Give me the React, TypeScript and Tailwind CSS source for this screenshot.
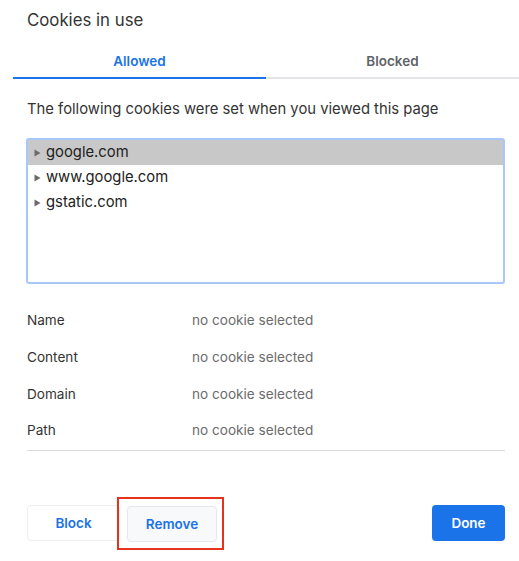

...

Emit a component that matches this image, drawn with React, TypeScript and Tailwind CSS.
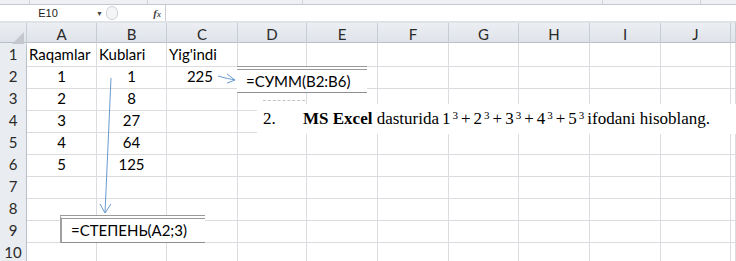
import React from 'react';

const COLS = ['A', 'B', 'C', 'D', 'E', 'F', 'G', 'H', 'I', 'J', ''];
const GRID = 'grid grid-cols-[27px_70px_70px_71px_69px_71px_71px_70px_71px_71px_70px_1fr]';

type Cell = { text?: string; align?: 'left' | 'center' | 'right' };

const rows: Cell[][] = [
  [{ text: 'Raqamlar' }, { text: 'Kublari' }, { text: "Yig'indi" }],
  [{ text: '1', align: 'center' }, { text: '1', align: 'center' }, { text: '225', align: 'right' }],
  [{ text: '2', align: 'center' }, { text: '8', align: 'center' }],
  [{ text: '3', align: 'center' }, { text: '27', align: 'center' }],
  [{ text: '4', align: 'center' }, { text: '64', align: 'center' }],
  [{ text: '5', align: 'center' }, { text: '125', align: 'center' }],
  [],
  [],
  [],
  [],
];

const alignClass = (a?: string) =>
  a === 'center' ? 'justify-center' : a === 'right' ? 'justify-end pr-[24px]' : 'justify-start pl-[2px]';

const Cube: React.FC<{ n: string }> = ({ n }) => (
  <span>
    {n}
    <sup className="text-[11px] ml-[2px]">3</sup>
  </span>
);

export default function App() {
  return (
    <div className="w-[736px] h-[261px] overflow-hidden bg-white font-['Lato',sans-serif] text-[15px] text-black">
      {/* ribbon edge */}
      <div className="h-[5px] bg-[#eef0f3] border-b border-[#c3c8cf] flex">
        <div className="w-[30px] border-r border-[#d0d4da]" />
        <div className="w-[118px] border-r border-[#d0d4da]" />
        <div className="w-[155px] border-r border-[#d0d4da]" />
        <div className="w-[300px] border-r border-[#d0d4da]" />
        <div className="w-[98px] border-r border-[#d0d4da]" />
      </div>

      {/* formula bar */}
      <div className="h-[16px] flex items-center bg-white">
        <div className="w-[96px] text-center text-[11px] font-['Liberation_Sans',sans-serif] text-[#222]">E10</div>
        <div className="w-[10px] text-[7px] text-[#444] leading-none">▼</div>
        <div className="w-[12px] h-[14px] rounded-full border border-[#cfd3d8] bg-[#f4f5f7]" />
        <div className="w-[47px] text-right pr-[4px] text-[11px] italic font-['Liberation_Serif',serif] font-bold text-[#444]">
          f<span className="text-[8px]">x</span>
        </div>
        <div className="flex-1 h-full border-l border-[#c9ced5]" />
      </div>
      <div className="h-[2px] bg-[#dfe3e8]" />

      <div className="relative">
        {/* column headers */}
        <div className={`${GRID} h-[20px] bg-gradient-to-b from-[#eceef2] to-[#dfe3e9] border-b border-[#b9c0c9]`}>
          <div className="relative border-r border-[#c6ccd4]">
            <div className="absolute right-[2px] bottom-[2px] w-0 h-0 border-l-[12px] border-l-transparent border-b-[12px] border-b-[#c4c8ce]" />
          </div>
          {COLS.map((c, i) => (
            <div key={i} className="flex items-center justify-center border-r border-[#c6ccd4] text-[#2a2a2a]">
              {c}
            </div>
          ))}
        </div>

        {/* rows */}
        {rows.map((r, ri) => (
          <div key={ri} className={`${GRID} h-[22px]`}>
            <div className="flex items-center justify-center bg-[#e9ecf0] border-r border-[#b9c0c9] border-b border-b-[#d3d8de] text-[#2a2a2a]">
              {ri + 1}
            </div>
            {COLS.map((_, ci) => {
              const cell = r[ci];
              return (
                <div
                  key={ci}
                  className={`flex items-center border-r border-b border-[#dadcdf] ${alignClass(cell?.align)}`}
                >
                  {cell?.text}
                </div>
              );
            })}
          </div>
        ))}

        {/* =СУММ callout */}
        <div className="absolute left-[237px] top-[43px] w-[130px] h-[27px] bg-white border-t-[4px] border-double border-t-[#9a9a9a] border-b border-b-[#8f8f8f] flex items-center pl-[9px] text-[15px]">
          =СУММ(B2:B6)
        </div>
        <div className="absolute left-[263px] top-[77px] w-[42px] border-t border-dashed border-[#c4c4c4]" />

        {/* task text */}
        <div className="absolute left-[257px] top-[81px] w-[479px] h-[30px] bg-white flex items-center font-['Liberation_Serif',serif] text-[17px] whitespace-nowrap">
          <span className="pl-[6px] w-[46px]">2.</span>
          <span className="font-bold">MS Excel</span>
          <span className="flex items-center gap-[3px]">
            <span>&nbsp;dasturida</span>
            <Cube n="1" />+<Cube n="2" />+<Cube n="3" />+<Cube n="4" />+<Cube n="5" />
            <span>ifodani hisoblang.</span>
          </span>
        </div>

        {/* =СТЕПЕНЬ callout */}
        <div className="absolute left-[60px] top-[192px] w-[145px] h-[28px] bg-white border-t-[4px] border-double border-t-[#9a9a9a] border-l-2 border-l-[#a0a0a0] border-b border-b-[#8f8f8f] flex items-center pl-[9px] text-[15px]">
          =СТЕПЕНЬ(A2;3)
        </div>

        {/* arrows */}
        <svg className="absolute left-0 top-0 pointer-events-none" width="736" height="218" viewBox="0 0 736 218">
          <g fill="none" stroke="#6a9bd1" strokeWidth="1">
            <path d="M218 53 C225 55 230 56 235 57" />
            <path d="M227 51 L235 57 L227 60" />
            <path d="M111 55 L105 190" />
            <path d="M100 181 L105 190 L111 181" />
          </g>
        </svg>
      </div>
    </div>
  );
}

What the task asks: Starting at the line containing "Emit a component" and ending at the line containing "string; align?: 'left'", copy those lines exactly, both included, and nothing more. Leave out any picture.

Task result:
Emit a component that matches this image, drawn with React, TypeScript and Tailwind CSS.
import React from 'react';

const COLS = ['A', 'B', 'C', 'D', 'E', 'F', 'G', 'H', 'I', 'J', ''];
const GRID = 'grid grid-cols-[27px_70px_70px_71px_69px_71px_71px_70px_71px_71px_70px_1fr]';

type Cell = { text?: string; align?: 'left' | 'center' | 'right' };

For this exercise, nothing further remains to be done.